Fortunately, there are options to lessen the pain. For example, NetApp Kubernetes Service can give organizations the value of K8s while avoiding the many headaches involved in managing it.
Despite this, there is also another challenge: monitoring. Since Kubernetes manages the entire cluster, operations teams need to have a useful set of metrics to evaluate the cluster, pods, and applications—and condense them into an easy-to-visualize dashboard.
Monitoring Key Metrics
Kubernetes monitoring can be segmented into two significant categories: cluster monitoring and pod monitoring.
Cluster monitoring involves evaluating the health of an entire set of machines. Some key monitoring metrics in this category are:
Available nodes: The number of nodes available allows the administrator to evaluate how the entire cluster is performing
Node resources: Each Kubernetes node has its own resource utilization to track, such as CPU usage, memory page faults, and available disk space.
Pods deployed: The number of pods running on each node exposes cluster vulnerabilities and how K8s has handled each deployment. For example, a key system should have more than one pod running in different nodes and should be balanced by a load balancer.
Monitoring pods is also essential. After all, it doesn’t matter if the cluster is available and healthy if there are no services running. Pod metrics can be classified into three categories: Kubernetes metrics, container metrics, and application metrics.
A pod's Kubernetes metrics are the metrics extracted by the orchestrator. These metrics allow the administrator to track ongoing deployments or how many instances are running. If the number of running pods is lower than expected, for instance, this issue may indicate the cluster is out of resources.
Much like node resources, containers, too, have their own resource utilization metrics to track. And just like node resources, these, too, can be constrained. It’s crucial to know how allocated resources are being utilized at the container level to identify problems and bottlenecks.
Application metrics, of course, depend on the application itself. For example, Java applications can expose JMX ports to monitor metrics, or an e-commerce application can expose the number of online users or how many sales were made in the last hour. Much like in the case of any legacy application, these metrics and their KPIs are determined by the application owners and developers and provide insight into how the application is performing.
Much like most technologies, simply collecting K8s metrics is a relatively easy task. Interpreting them, on the other hand, may not be.
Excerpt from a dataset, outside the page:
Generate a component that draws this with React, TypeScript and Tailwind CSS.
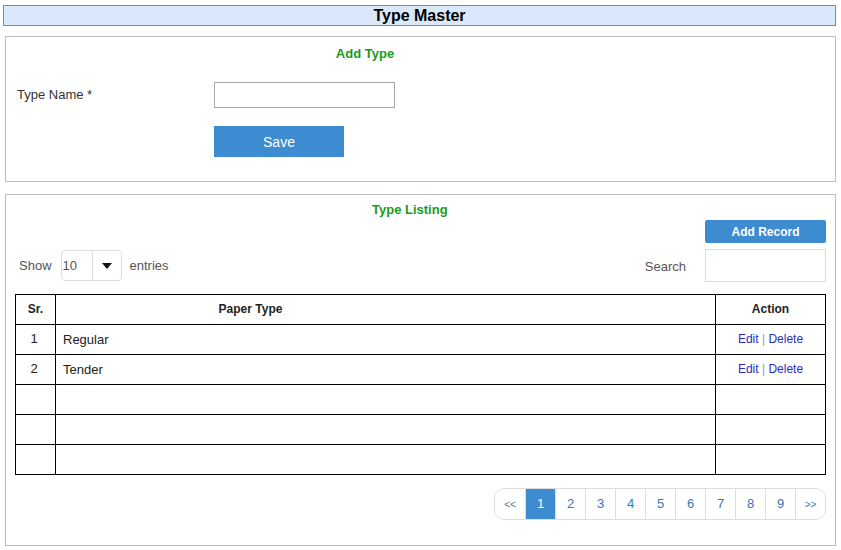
import React from "react";

const rows = [
  { sr: "1", name: "Regular", action: true },
  { sr: "2", name: "Tender", action: true },
  { sr: "", name: "", action: false },
  { sr: "", name: "", action: false },
  { sr: "", name: "", action: false },
];

const pages = ["<<", "1", "2", "3", "4", "5", "6", "7", "8", "9", ">>"];

export default function App() {
  return (
    <div
      className="w-[841px] h-[550px] bg-white overflow-hidden text-[#333]"
      style={{ fontFamily: '"Liberation Sans", Arial, sans-serif' }}
    >
      {/* Title bar */}
      <div className="mt-[5px] ml-[3px] w-[833px] h-[21px] border border-[#6c8ebf] bg-[#dae8fc] flex items-center justify-center">
        <span className="text-[16px] font-bold text-black leading-none">Type Master</span>
      </div>

      {/* Add Type panel */}
      <div className="mt-[10px] ml-[5px] w-[831px] h-[146px] border border-[#bdbdbd] flex flex-col">
        <div className="mt-[9px] ml-[208px] w-[302px] text-center text-[13px] font-bold text-[#1b9a1b] leading-[16px]">
          Add Type
        </div>
        <div className="mt-[20px] flex items-start">
          <div className="ml-[11px] w-[197px] pt-[6px] text-[13px] text-[#333] leading-[14px]">Type Name *</div>
          <div className="w-[181px] h-[26px] border border-[#a9a9a9] bg-white" />
        </div>
        <div className="mt-[18px] ml-[208px] w-[130px] h-[31px] bg-[#3d8bd0] flex items-center justify-center">
          <span className="text-white text-[14px] leading-none">Save</span>
        </div>
      </div>

      {/* Listing panel */}
      <div className="mt-[12px] ml-[5px] w-[831px] h-[352px] border border-[#bdbdbd] flex flex-col">
        <div className="mt-[7px] ml-[366px] text-[13px] font-bold text-[#1b9a1b] leading-[16px]">Type Listing</div>
        <div className="mt-[2px] self-end mr-[9px] w-[121px] h-[23px] rounded-[2px] bg-[#3d8bd0] flex items-center justify-center">
          <span className="text-white text-[12px] font-bold leading-none">Add Record</span>
        </div>
        <div className="mt-[6px] flex items-center h-[33px]">
          <span className="ml-[13px] text-[13px] text-[#555]">Show</span>
          <div className="ml-[9px] w-[61px] h-[31px] border border-[#ddd] rounded-[4px] flex items-stretch">
            <div className="w-[30px] flex items-center pl-[1px] text-[13px] text-[#555]">10</div>
            <div className="flex-1 border-l border-[#ddd] flex items-center justify-center">
              <svg width="10" height="6" viewBox="0 0 10 6">
                <path d="M0 0 L10 0 L5 6 Z" fill="#111" />
              </svg>
            </div>
          </div>
          <span className="ml-[8px] text-[13px] text-[#555]">entries</span>
          <span className="ml-auto mr-[19px] mt-[3px] text-[13px] text-[#555]">Search</span>
          <div className="mr-[9px] w-[121px] h-[33px] border border-[#ddd] bg-white" />
        </div>

        {/* Table */}
        <table className="mt-[12px] ml-[9px] w-[811px] border-collapse text-[12px] text-[#222]">
          <thead>
            <tr className="h-[30px]">
              <th className="w-[40px] border border-black font-bold text-center pb-[2px]">Sr.</th>
              <th className="border border-black font-bold text-center pr-[270px] pb-[2px]">Paper Type</th>
              <th className="w-[110px] border border-black font-bold text-center pb-[2px]">Action</th>
            </tr>
          </thead>
          <tbody>
            {rows.map((r, i) => (
              <tr key={i} className="h-[30px]">
                <td className="border border-black text-center align-top pt-[4px] pr-[3px] text-[13px]">{r.sr}</td>
                <td className="border border-black align-top pt-[5px] pl-[7px] text-[13px]">{r.name}</td>
                <td className="border border-black text-center align-top pt-[5px]">
                  {r.action && (
                    <span>
                      <span className="text-[#2a2ac6]">Edit</span>
                      <span className="text-[#999]"> | </span>
                      <span className="text-[#2a2ac6]">Delete</span>
                    </span>
                  )}
                </td>
              </tr>
            ))}
          </tbody>
        </table>

        {/* Pagination */}
        <div className="mt-[13px] self-end mr-[9px] flex h-[32px] border border-[#ddd] rounded-[10px] overflow-hidden">
          {pages.map((p, i) => (
            <div
              key={i}
              className={
                (i === 0 ? "" : "border-l border-[#ddd] ") +
                (p === "1" ? "bg-[#3d8bd0] text-white " : "text-[#337ab7] ") +
                (p === "<<" || p === ">>" ? "text-[10px] " : "text-[13px] ") +
                "w-[30px] flex items-center justify-center"
              }
            >
              {p}
            </div>
          ))}
        </div>
      </div>
    </div>
  );
}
Kubernetes introduces multiple new layers of abstraction and virtualization to your already complex environment. Simply alerting on key K8s metrics will allow K8s experts to act when problems do occur, but what about your application and infrastructure administrators that are not K8s experts? If your operational teams don’t understand Kubernetes in intimate detail, metrics alone won’t be enough – you need a tool that provides topology mapping to allow administrators to easily zoom in to find the impacted resource when a problem does occur.
To that end, in NetApp Cloud Insights, we’ve developed a simple topology view of Kubernetes clusters to allow even non-experts to identify issues and dependencies at the container level. This centralizes cluster, node, and application metrics alongside wider metrics from resources and services both on-prem and in the cloud.
All-in-one monitoring tools are an invaluable resource to an operations team because they allow you to visualize and alert on the entire application stack in one place. For example, it’s possible to aggregate frontend response times with backend server loads and the number of instances of a container in order to quickly identify and solve an issue. A system-wide issue may not be due to a single problem, but to a conjunction of problems.
There was a time when monitoring all metrics to keep a system healthy was a task for multiple teams. First, there was the application team, with its dashboards and custom metrics. Then there were ops teams handling multiple servers and allocating resources for each service available. Lastly, the IT teams monitored physical machines and hardware changes.
With monitoring tools like Cloud Insights, which easily integrates all metrics into a single dashboard, it’s simple to monitor Kubernetes health, along with the health of the rest of your infrastructure and services, without dedicated teams.